Mija rok od kiedy Maja (imię zmienione) uciekła z domu w jednej z podwłocławskich miejscowości i schroniła się u sąsiadki. Sprawę nagłosiliśmy na Portalu Włocławek, ale interesowały się nią także media ogólnopolskie. Cała sprawa opisana została Tutaj, temat nagłośniono w program TVN Uwaga, link TUTAJ.

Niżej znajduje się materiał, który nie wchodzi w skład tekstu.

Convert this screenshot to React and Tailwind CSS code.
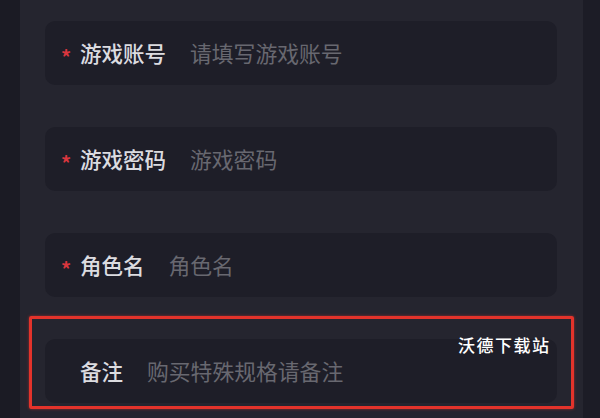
export default function App() {
  const rows = [
    { label: "游戏账号", ph: "请填写游戏账号", req: true },
    { label: "游戏密码", ph: "游戏密码", req: true },
    { label: "角色名", ph: "角色名", req: true },
    { label: "备注", ph: "购买特殊规格请备注", req: false },
  ];
  return (
    <div
      className="relative w-[600px] h-[418px] flex overflow-hidden bg-[#25252f]"
      style={{ fontFamily: '"Noto Sans CJK SC", "Noto Sans", sans-serif' }}
    >
      <div className="w-[20px] h-full bg-[#1b1b24]" />
      <div className="flex-1 flex flex-col gap-[42px] pt-[21px] pl-[25px] pr-[26px]">
        {rows.map((r) => (
          <div
            key={r.label}
            className="h-[64px] shrink-0 rounded-[10px] bg-[#1e1e28] flex items-center pl-[16px]"
          >
            <span
              className={`w-[19px] text-[20px] leading-none translate-y-[4px] font-bold ${r.req ? "text-[#d9363e]" : "text-transparent"}`}
            >
              *
            </span>
            <span className="text-[21.5px] leading-none text-[#dcdce0] font-medium">{r.label}</span>
            <span className="ml-[24px] text-[21.8px] leading-none text-[#686870]">{r.ph}</span>
          </div>
        ))}
      </div>
      <div className="w-[17px] h-full bg-[#1c1c26]" />
      <div className="absolute left-[29px] top-[316px] w-[545px] h-[93px] border-[3px] border-[#e3332b] rounded-[2px] shadow-[0_0_3px_rgba(227,51,43,0.6)]" />
      <div className="absolute left-[458px] top-[332px] text-[17px] leading-[26px] tracking-[1.5px] text-white font-medium">
        沃德下载站
      </div>
    </div>
  );
}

Dziś Maja ma 13 lat. Z jej mamą jesteśmy w stałym kontakcie. Nie tak dawno zarówno Maja jak i jej mama miały okazję do świętowania. Decyzją Sądu Rodzinnego w Tychach miejscem zamieszkania Mai od listopada 2022 roku jest miejsce pobytu jej mamy. To bardzo ważna dla nich decyzja bowiem miejscem zamieszkania Mai do listopada wciąż był dom ojca. Do dnia wydania decyzji sądu dziewczynka bała się wychodzić z domu ponieważ wcześniej doszło do sytuacji w której ojciec Mai pojawił się w Tychach pod jej domem i usiłował nawiązać z nią kontakt. Dziewczynka panicznie przestraszyła się ojca i tego, że mogłaby powrócić pod opiekę jego oraz macochy. Od tego czasu unikała wyjść z domu. Po tym, jak sąd wydał decyzję o ustaleniu miejsca zamieszkania przy mamie Maja jest spokojniejsza i bez obaw wychodzi z domu. Jak dziś czuje się dziewczynka zapytaliśmy mamę:
"Odkąd Maja zamieszkała u nas poczuła, że jest kochana. Jako mama jestem dumna, że pomimo tego co przeszła pod opieką ojca i macochy odnalazła się u nas i jest szczęśliwa. Chociaż z początku śniły jej się koszmary związane z ojcem i nie tylko to, teraz już jest spokojniejsza, ale i tak chodzimy co tydzień do pani psycholog na terapię. Maja chodzi do szkoły do szóstej klasy i czuje się w niej bardzo dobrze. Ma w klasie koleżanki i kolegów z którymi się dobrze rozumieją. Ma również koleżanki a nawet bym powiedziała przyjaciółki z którymi wychodzi na dwór, czy na spacer, są dla siebie nie tylko w szkole, ale i też po szkole. Dostała także zwierzątko o które codziennie się troszczy. Maja też bardzo lubi wykonywać figury taneczne i chce się w przyszłości zapisać do szkoły tanecznej. Ja jestem przeszczęśliwa, że postanowieniem sądu tutejszego w Tychach jest zmieniony wyrok i moja kochana córcia ma miejsce zamieszkania tam gdzie moje i jest mi niezmiernie miło iż są osoby które zapytują się o dalszy los i samopoczucie Maji. Z całego serca też dziękujemy za podarunki które nam dobrzy ludzie przesyłali i które bardzo cieszą i służą Maji❤️❤️❤️"- powiedziała mama dziewczynki
Dlaczego wciąż nie ma aktu oskarżenia wobec dotychczasowych opiekunów dziewczynki? Z prokuratorem prowadzącym sprawę kontaktowaliśmy się w tym tygodniu. Usłyszeliśmy, że sprawa jest na etapie w którym przesłuchiwane mają być dzieci z poprzedniego małżeństwa macochy Mai. Z relacji mamy dziewczynki wiemy że Maja została poddana obdukcji. Jej wyniki są już znane prokuratorze. Sprawę na bieżąco monitorujemy i czekamy na akt oskarżenia, gdy tylko będzie gotowy z pewnością poinformujemy o tym na łamach Portalu Włocławek.